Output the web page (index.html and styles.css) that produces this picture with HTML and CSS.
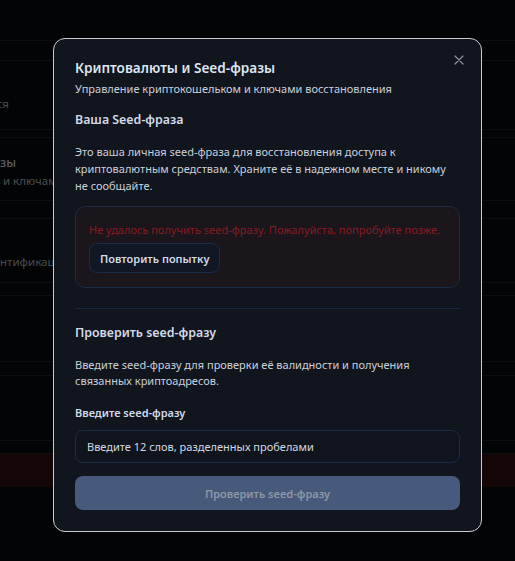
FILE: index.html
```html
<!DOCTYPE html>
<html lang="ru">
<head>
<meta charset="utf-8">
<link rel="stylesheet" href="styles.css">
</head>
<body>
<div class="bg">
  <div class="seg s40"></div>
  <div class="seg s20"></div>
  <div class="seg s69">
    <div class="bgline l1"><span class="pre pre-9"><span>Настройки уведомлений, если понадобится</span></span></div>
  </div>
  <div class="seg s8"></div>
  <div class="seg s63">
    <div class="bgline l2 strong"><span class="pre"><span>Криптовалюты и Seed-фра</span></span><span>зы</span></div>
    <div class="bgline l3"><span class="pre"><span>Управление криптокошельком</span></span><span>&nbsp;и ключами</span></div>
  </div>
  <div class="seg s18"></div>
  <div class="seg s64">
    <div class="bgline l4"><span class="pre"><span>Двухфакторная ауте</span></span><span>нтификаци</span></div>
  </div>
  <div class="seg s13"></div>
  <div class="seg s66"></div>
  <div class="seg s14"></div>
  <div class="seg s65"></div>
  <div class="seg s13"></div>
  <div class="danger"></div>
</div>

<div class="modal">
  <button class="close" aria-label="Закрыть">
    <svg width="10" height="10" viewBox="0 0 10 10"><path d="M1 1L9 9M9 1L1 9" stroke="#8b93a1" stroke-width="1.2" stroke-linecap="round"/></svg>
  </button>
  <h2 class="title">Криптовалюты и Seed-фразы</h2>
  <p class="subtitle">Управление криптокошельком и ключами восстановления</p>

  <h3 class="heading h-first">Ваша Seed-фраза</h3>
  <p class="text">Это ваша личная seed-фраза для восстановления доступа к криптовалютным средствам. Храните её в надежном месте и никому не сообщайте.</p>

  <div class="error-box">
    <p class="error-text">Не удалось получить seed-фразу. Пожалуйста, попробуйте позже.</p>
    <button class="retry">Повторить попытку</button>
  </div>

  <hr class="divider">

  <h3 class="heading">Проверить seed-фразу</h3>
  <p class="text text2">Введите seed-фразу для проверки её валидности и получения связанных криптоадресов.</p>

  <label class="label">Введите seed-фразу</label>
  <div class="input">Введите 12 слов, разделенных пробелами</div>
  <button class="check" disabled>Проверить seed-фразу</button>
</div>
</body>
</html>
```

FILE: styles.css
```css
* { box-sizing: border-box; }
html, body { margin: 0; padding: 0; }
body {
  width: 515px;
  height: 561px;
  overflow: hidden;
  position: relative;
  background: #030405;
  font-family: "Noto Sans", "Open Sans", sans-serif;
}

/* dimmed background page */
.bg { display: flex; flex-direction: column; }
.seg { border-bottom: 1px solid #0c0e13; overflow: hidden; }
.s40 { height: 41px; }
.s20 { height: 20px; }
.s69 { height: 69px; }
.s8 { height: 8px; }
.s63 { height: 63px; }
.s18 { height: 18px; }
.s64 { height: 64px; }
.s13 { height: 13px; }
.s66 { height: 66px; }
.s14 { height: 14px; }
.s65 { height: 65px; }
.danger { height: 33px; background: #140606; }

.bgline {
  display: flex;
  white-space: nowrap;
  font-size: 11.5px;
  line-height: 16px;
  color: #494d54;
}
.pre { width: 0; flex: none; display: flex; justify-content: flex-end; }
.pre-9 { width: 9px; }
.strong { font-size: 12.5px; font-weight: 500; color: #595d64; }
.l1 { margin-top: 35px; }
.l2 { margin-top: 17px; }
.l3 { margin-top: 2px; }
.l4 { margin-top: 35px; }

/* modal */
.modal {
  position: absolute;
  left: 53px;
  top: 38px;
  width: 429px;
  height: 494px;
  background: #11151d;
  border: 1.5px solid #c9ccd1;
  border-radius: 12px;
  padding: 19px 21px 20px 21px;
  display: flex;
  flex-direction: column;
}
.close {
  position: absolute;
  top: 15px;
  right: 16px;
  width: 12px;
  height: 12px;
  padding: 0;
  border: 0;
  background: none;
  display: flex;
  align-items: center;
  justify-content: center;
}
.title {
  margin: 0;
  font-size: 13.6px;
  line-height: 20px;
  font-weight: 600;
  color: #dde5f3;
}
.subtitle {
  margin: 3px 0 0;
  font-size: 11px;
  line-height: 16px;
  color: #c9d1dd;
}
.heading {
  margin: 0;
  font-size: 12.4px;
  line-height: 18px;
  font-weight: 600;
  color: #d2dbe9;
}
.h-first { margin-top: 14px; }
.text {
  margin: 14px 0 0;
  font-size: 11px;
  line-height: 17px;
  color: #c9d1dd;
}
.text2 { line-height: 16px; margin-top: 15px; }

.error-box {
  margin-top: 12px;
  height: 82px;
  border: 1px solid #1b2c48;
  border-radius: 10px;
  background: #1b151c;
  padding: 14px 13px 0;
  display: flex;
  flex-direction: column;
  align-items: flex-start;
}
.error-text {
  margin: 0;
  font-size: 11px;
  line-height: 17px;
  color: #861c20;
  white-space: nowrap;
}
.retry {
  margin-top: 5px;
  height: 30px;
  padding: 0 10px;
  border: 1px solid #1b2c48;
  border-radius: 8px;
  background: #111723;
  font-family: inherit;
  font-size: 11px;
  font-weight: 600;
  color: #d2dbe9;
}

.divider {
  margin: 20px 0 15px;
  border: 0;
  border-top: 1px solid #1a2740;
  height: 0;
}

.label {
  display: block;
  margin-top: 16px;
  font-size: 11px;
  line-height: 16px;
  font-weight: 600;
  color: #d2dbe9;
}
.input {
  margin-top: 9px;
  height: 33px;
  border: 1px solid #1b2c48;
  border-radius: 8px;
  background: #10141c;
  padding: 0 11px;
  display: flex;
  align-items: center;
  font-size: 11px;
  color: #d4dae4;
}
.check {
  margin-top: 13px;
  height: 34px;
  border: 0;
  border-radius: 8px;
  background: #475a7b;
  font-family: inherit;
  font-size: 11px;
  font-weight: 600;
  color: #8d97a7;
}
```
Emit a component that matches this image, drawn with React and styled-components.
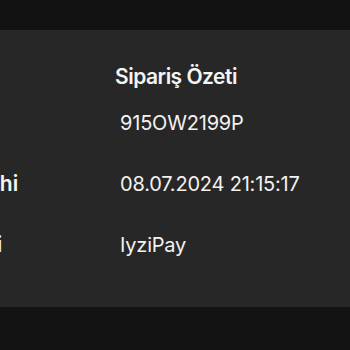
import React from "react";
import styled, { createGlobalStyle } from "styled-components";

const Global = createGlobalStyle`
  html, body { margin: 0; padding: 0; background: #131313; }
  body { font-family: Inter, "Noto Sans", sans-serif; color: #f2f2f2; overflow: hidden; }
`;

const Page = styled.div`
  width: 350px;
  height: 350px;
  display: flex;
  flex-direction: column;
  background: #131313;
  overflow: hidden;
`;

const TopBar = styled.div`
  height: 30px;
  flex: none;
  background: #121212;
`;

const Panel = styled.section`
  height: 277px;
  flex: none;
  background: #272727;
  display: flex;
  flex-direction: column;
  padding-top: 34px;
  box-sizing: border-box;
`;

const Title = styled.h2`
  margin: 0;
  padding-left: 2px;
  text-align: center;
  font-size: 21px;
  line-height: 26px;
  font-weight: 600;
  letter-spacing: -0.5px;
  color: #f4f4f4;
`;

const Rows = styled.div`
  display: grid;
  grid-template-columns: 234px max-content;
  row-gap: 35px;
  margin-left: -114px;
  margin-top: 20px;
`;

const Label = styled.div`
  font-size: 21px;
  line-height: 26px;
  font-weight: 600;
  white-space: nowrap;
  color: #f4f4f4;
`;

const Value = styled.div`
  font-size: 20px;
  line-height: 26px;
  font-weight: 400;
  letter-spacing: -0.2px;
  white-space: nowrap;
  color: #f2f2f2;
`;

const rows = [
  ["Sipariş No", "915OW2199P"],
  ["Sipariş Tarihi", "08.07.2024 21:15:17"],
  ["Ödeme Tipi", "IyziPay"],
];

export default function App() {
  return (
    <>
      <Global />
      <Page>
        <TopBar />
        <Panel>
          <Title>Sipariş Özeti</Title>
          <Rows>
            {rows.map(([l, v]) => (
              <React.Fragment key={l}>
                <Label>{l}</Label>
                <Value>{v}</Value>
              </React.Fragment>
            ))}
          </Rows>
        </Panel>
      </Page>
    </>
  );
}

SET PROBLEM: Among the lines of the material, find those that hold the word "styles" and copy them.

SOLUTION BELOW:
Output the web page (index.html and styles.css) that produces this picture with HTML and CSS.
<link rel="stylesheet" href="styles.css">
FILE: styles.css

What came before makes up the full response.